Today, a week later, I feel like Maria on top of the Austrian Alps (cue helicopter).
Pushing through pain and brokenness toward the love of God, we have the most exciting and blessed experience. It’s just plain crazy.
Wading through divorce ten years past, I was steeped in selfishness and misguided seeking, intentional independence and controlled perfection. Yet through that mess, my whole family is today and forever changed by this powerful new current of seeking God’s will for our life. Ten years ago we wouldn’t have imagined such a current, guiding Erik to Multnomah University – Steve’s alma mater, Steve’s parents’ alma mater.
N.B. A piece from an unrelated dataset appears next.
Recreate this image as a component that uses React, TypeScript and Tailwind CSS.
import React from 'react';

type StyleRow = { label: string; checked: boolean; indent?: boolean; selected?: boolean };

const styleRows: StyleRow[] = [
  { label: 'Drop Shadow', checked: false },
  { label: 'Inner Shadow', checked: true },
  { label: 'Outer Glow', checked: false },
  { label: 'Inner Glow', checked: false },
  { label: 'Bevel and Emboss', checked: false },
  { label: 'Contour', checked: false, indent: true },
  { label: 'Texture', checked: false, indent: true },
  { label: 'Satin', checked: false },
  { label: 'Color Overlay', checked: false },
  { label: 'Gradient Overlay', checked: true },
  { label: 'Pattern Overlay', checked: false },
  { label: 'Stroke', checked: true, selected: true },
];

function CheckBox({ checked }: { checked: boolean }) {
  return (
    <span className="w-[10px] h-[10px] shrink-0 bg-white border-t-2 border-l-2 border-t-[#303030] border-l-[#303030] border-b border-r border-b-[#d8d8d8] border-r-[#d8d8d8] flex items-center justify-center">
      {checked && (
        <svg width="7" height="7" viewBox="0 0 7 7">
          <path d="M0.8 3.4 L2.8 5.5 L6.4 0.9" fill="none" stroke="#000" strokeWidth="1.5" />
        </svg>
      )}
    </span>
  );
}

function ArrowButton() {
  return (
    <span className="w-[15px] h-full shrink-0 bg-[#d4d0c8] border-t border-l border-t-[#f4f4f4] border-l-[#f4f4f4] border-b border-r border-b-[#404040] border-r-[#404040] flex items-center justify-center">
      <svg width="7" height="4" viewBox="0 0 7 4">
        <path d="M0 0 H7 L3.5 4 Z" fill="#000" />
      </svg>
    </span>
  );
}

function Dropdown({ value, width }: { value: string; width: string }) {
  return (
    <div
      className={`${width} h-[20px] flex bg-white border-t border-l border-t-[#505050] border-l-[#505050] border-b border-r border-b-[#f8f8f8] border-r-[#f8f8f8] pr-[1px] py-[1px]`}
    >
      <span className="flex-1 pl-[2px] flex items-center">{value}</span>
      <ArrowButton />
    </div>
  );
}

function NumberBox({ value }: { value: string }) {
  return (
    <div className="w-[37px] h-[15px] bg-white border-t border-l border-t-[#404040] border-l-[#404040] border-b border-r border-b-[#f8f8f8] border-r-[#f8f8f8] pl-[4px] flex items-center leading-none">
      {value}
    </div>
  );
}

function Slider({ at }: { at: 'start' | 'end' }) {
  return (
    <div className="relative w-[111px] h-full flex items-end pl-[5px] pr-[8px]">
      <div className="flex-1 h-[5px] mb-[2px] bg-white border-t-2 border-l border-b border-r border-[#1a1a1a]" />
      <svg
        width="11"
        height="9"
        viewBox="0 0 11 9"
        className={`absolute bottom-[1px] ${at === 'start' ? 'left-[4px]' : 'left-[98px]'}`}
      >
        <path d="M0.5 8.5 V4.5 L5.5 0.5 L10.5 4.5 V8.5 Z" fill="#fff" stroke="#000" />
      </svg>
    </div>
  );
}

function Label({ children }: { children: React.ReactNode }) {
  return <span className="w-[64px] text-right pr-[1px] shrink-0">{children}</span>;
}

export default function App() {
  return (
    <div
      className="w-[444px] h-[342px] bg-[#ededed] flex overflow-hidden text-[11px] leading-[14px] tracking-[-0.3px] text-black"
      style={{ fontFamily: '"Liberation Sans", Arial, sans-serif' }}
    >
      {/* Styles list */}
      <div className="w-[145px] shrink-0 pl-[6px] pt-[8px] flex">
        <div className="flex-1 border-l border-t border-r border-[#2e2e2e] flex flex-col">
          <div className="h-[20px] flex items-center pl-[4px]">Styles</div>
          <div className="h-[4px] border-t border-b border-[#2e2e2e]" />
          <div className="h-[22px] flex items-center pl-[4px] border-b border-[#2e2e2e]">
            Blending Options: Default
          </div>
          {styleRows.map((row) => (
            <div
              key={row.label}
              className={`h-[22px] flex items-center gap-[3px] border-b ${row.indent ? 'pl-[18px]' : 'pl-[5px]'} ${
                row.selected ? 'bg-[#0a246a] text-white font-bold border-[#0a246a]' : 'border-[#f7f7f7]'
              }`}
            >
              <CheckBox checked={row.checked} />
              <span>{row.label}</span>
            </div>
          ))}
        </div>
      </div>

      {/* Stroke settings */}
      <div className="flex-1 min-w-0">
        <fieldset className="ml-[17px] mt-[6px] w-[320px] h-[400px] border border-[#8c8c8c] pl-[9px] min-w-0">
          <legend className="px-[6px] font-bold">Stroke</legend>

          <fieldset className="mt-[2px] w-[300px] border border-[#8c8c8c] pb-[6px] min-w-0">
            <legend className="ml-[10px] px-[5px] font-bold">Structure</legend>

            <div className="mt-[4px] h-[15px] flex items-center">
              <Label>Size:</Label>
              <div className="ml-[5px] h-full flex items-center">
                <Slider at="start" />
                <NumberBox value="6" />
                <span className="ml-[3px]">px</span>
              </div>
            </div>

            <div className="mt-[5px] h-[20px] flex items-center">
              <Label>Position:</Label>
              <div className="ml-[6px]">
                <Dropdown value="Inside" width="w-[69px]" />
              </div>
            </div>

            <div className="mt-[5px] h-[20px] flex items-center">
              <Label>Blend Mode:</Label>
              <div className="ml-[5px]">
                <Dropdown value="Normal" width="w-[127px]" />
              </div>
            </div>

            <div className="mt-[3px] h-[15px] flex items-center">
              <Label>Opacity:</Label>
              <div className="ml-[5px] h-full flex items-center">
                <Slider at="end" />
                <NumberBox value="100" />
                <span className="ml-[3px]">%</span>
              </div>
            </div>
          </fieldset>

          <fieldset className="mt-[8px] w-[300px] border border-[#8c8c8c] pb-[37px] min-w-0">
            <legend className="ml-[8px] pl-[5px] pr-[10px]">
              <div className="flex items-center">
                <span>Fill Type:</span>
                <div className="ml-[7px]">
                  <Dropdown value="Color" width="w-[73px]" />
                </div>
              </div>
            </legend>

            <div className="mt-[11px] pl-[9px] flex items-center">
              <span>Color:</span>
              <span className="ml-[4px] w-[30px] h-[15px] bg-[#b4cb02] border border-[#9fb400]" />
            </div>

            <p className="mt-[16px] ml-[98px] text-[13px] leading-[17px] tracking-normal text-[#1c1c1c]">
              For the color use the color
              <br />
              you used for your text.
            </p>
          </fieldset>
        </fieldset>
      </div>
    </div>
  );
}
It’s stunning to ponder in this moment the reality of the impact of this whole season. It’s scandalous grace.
Erik’s powerful experience at Multnomah and with the basketball team has transformed his heart and taken him around the world. Riley and Jack see this place and sense the uniquely special environment. “I want to come here too,” floats softly around the car. Our whole family has unified around this celebration.
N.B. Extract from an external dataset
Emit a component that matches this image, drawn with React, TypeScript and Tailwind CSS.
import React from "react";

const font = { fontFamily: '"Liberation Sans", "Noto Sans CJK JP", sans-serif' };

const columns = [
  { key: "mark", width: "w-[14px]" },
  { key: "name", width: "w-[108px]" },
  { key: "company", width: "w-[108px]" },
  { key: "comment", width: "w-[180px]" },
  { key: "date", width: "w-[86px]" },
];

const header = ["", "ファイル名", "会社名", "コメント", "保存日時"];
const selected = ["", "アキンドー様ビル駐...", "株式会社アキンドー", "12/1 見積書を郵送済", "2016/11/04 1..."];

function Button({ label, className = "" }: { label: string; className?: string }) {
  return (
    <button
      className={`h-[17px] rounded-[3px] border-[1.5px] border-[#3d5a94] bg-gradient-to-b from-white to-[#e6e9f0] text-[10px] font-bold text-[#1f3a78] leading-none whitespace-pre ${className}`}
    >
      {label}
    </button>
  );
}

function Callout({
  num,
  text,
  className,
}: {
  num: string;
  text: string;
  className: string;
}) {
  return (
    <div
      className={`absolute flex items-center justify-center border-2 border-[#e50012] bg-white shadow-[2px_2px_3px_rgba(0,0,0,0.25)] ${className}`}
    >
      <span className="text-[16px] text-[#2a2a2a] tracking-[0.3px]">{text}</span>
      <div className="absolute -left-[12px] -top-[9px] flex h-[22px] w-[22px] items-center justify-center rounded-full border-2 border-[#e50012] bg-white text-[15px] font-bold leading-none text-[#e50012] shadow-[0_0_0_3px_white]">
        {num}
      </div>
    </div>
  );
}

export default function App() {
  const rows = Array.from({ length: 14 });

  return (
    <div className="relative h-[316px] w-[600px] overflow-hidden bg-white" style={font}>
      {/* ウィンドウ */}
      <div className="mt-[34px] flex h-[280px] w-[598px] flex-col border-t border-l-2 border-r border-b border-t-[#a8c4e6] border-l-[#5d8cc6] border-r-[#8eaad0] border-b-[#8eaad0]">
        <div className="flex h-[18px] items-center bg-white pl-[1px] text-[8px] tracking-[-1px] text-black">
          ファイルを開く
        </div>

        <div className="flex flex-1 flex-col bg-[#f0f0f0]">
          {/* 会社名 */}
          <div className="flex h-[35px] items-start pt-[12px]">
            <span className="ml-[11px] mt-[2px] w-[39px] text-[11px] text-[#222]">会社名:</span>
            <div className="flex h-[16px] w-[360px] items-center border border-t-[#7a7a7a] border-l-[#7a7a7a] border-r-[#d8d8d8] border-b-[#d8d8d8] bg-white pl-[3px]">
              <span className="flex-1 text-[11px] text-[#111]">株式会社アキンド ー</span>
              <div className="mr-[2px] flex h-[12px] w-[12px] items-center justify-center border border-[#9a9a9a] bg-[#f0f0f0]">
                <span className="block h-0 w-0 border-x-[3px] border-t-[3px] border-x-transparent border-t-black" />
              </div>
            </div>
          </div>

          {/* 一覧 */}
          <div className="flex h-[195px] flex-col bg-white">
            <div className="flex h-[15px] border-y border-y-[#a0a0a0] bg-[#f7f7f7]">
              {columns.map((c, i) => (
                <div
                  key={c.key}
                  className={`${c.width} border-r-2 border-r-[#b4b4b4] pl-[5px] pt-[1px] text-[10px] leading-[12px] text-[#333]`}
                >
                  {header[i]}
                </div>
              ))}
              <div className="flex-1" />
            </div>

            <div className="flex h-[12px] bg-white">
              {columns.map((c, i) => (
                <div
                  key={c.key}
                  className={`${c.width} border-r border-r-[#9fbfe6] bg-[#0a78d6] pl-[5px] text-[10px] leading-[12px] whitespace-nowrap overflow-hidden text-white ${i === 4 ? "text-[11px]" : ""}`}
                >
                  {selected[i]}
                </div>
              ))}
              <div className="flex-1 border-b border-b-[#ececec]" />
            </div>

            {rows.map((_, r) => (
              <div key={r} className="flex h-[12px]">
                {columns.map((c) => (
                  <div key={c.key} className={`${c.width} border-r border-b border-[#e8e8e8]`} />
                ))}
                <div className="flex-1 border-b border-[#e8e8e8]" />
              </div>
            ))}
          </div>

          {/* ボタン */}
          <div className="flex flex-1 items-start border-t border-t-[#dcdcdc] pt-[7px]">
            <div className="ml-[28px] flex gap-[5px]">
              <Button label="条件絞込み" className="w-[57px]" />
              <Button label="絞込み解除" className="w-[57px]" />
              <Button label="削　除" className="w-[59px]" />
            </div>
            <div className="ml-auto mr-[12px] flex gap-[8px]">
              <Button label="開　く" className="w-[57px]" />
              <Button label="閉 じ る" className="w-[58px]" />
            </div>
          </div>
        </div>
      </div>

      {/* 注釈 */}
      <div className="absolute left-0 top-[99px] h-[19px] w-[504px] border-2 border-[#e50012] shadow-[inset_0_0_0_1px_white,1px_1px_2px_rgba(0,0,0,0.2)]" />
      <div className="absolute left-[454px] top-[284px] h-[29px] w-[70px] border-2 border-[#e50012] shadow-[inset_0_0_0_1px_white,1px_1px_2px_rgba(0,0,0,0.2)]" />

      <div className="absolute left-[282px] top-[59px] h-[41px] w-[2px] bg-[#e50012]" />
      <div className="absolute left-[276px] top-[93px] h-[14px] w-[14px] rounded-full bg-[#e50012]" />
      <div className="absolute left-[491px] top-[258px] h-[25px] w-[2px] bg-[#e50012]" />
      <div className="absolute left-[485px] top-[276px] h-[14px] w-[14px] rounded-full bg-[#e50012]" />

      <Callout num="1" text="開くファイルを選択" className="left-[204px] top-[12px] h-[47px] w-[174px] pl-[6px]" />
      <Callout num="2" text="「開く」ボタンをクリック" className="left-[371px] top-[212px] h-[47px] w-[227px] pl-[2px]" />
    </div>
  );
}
All because of divorce? No, that’s not the beginning or the end. Living through career shifts and family moves, highs and lows of financial security, seasons of confusion and facing all manner of death. The hits don’t stop coming, but we seek to find purpose. At this time of graduation, this walk through physical changes, I see more and more clearly how we live out our daily blessings by seeing the bigger purpose as we briefly look back. Blending without breaking. Thriving because the submitted life is more invigorating and the possibilities are greater.
Our kids probably can’t see it all like we can. Heck, I didn’t see it when I was 38. But my kids will learn to see it sooner than I did.
The challenging commencement speaker spoke with great encouragement, and appropriate mystery, to a room full of ambitious and fearful grads facing a world of unknowns: “You got this, because God’s got you.”
True indeed.
4 Comments
Ray
It’s always a blessing when you share what’s on your heart – as only you can do.
As I read this I thought, “It’s the stretched violin strings that make those perfect sounds.” The strings are tuned for the Master’s touch.
Chrissy
What a remarkable journey you’ve been on! I love the violin strings analogy Ray 🙂 Suzy, you amaze me more and more every day. Thank you for putting words to the movements of your heart. I’m drawn closer to Him every time ….. I LOVE YOU!
Dave Walker
Wow, Suzy, you have been through such a lot. Yet your focus is in the right place and I know that our beautiful God will honour that. Choosing to be conscious of His love that always surrounds us makes us more than conquerors in all circumstances. I do so admire your courage.
I love your writing. You have a great way with words.
Looking forward to more posts.
Suzy
Thank you Dave,
Your book has been in our house for many weeks now. I’m so happy you visited me here; I appreciate your encouragement. It’s all God!